Exercise brief »
Search the listing below for the string "html" and copy every line where it occurs.

▬▬▬

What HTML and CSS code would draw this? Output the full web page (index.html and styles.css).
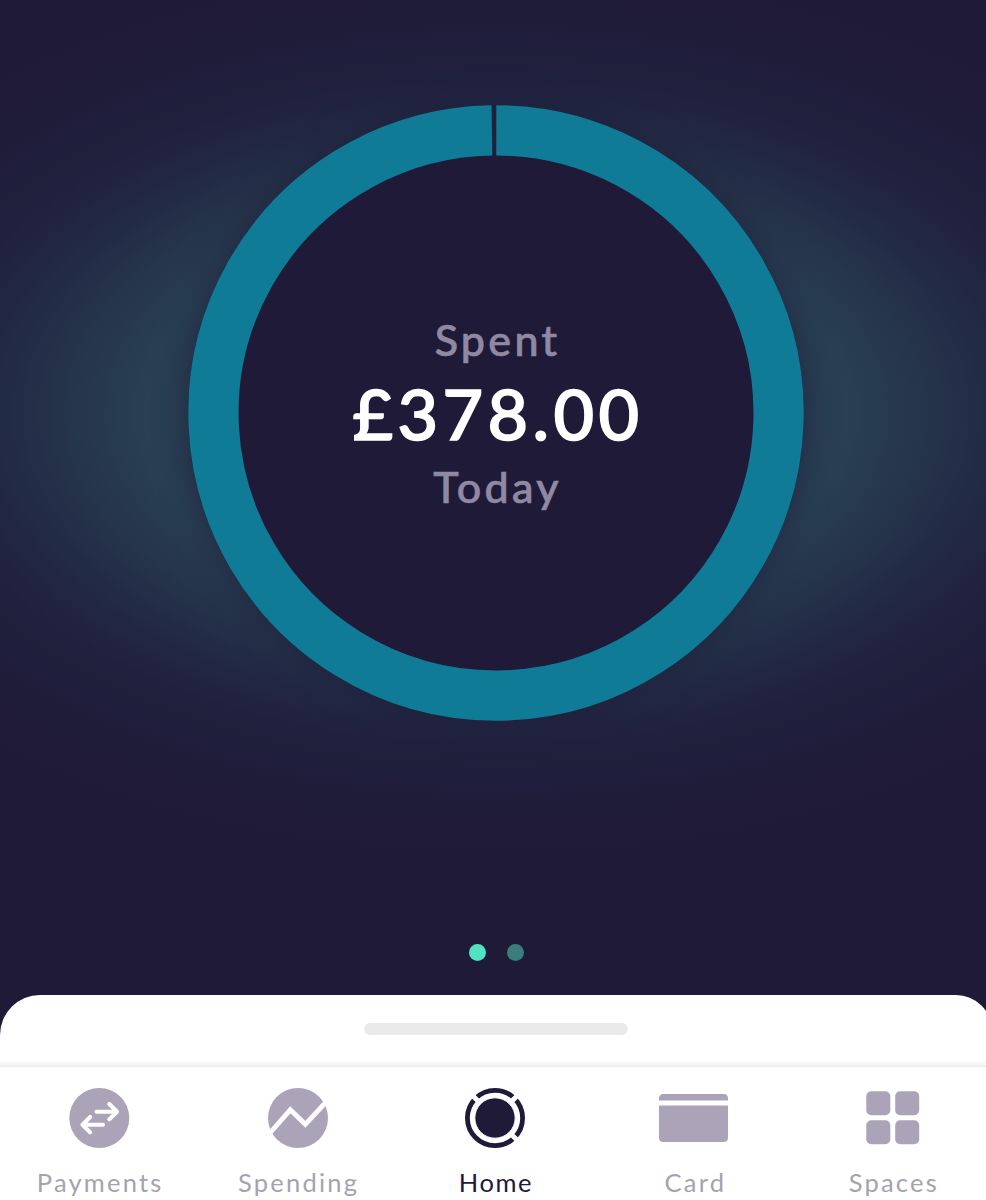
FILE: index.html
```
<!DOCTYPE html>
<html lang="en">
  <head>
    <meta charset="UTF-8">
    <title>Home</title>
    <link rel="stylesheet" href="styles.css">
  </head>
  <body>
    <div class="app">
      <main class="hero">
        <div class="ring">
          <svg class="ring-chart" width="616" height="616" viewBox="0 0 616 616" fill="none">
            <path d="M308.3 25.4A282.6 282.6 0 1 1 303.9 25.43" stroke="#0f7b97" stroke-width="50.3" />
          </svg>
          <div class="summary">
            <div class="summary-label">Spent</div>
            <div class="amount">£378.00</div>
            <div class="summary-label today">Today</div>
          </div>
        </div>
        <div class="dots">
          <span class="dot active"></span>
          <span class="dot"></span>
        </div>
      </main>

      <section class="sheet">
        <div class="handle"></div>
      </section>

      <nav class="tabs">
        <a class="tab">
          <svg width="70" height="62" viewBox="0 0 70 62" fill="none">
            <circle cx="35.3" cy="31" r="30" fill="#aba3b7" />
            <path d="M32.5 24.7H52M45.3 17L53 24.7L45.3 32.4M39 37.7H18.5M26.2 30L18.5 37.7L26.2 45.4" stroke="#fff" stroke-width="4.1" stroke-linecap="round" stroke-linejoin="round" />
          </svg>
          <span>Payments</span>
        </a>
        <a class="tab">
          <svg width="70" height="62" viewBox="0 0 70 62" fill="none">
            <circle cx="35" cy="31" r="30" fill="#aba3b7" />
            <path d="M6.5 46.5L27.3 22.8L42.3 37.3L64 14" stroke="#fff" stroke-width="4.8" />
          </svg>
          <span>Spending</span>
        </a>
        <a class="tab selected">
          <svg width="70" height="62" viewBox="0 0 70 62" fill="none">
            <circle cx="34" cy="31" r="27.6" stroke="#1f1a38" stroke-width="4.8" />
            <path d="M34 31L11 8M34 31L57 8M34 31L57 54" stroke="#fff" stroke-width="4.8" />
            <circle cx="34" cy="31" r="20.2" fill="#1f1a38" stroke="#fff" stroke-width="1" />
          </svg>
          <span>Home</span>
        </a>
        <a class="tab">
          <svg width="70" height="62" viewBox="0 0 70 62" fill="#aba3b7">
            <path d="M0 13.6V11.5Q0 7 4.5 7H64.5Q69 7 69 11.5V13.6Z" />
            <path d="M0 18.5H69V50.5Q69 55 64.5 55H4.5Q0 55 0 50.5Z" />
          </svg>
          <span>Card</span>
        </a>
        <a class="tab">
          <svg width="70" height="62" viewBox="0 0 70 62" fill="#aba3b7">
            <rect x="8.3" y="4.3" width="24" height="24" rx="5" />
            <rect x="37.2" y="4.3" width="24" height="24" rx="5" />
            <rect x="8.3" y="33.2" width="24" height="24" rx="5" />
            <rect x="37.2" y="33.2" width="24" height="24" rx="5" />
          </svg>
          <span>Spaces</span>
        </a>
      </nav>
    </div>
  </body>
</html>
```
FILE: styles.css
```
html {
  overflow: hidden;
}
body {
  margin: 0;
  background-color: #1f1a38;
  font-family: Lato, "Liberation Sans", sans-serif;
}
.app {
  display: flex;
  flex-direction: column;
  width: 992px;
  height: 1200px;
  overflow: hidden;
  background: radial-gradient(
    ellipse 800px 465px at 496px 412px,
    #2a4659 0%,
    #283f54 44%,
    #25344b 54%,
    #222a45 62%,
    #20213e 72%,
    #1f1c3a 84%,
    #1f1a38 100%
  );
}
.hero {
  display: flex;
  flex-direction: column;
  align-items: center;
  height: 890px;
  padding-top: 105px;
}
.ring {
  display: grid;
  place-items: center;
  width: 616px;
  height: 616px;
  border-radius: 50%;
  background: radial-gradient(circle, #1f1a38 258px, #1f203d 260px);
  box-shadow: 0 0 32px rgba(31, 29, 56, 0.7);
}
.ring-chart,
.summary {
  grid-area: 1 / 1;
}
.summary {
  display: flex;
  flex-direction: column;
  align-items: center;
  color: #fff;
}
.summary-label {
  font-size: 43px;
  font-weight: 500;
  line-height: 50px;
  letter-spacing: 3.3px;
  margin-right: -3px;
  color: #9089a3;
  -webkit-text-stroke: 0.7px #9089a3;
}
.today {
  margin-top: 1px;
}
.amount {
  font-size: 70px;
  font-weight: 500;
  line-height: 96px;
  letter-spacing: 4.4px;
  margin-right: -4px;
  -webkit-text-stroke: 1.6px #fff;
}
.dots {
  display: flex;
  gap: 21px;
  margin-top: 223px;
}
.dot {
  width: 17px;
  height: 17px;
  border-radius: 50%;
  background-color: #3a7d7c;
}
.dot.active {
  background-color: #50e3c2;
}
.sheet {
  display: flex;
  justify-content: center;
  flex: 1;
  border-radius: 40px 36px 0 0;
  background: linear-gradient(#fff calc(100% - 6px), #ebebeb);
}
.handle {
  width: 264px;
  height: 12px;
  margin-top: 28px;
  border-radius: 6px;
  background-color: #eaeaea;
}
.tabs {
  display: grid;
  grid-template-columns: repeat(5, 1fr);
  height: 133px;
  background-color: #fff;
}
.tab {
  display: flex;
  flex-direction: column;
  align-items: center;
  padding-top: 20px;
  font-size: 25.5px;
  line-height: 30px;
  letter-spacing: 2.2px;
  color: #a5a2b0;
}
.tab span {
  margin-top: 18px;
  margin-right: -2px;
}
.tab.selected {
  color: #1f1a38;
  letter-spacing: 1.6px;
}
.selected span {
  margin-right: 0;
}
```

▬▬▬

Exercise answer »
What HTML and CSS code would draw this? Output the full web page (index.html and styles.css).
FILE: index.html
<!DOCTYPE html>
<html lang="en">
</html>
html {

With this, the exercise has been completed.